Directive> Seek out every line containing the word "React", and copy each.

* * *

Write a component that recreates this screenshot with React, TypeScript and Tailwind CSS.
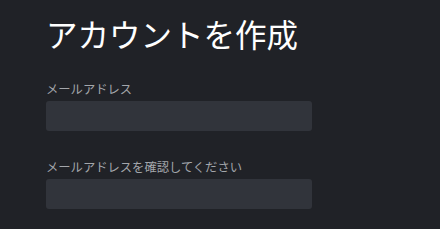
import React from "react";

export default function App() {
  return (
    <div
      className="w-[440px] h-[229px] bg-[#202227] pl-[46px] pt-[13px] overflow-hidden"
      style={{ fontFamily: '"Noto Sans CJK JP", "Noto Sans", sans-serif' }}
    >
      <h1 className="text-[31.5px] leading-[40px] text-white font-normal">アカウントを作成</h1>
      <div className="mt-[27px] flex flex-col">
        <label className="text-[12.3px] leading-[18px] text-[#a3a6ab]">メールアドレス</label>
        <div className="mt-[3px] w-[266px] h-[30px] rounded-[3px] bg-[#31343b]" />
      </div>
      <div className="mt-[27px] flex flex-col">
        <label className="text-[12.3px] leading-[18px] text-[#a3a6ab]">メールアドレスを確認してください</label>
        <div className="mt-[3px] w-[266px] h-[30px] rounded-[3px] bg-[#31343b]" />
      </div>
    </div>
  );
}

* * *

Response>
Write a component that recreates this screenshot with React, TypeScript and Tailwind CSS.
import React from "react";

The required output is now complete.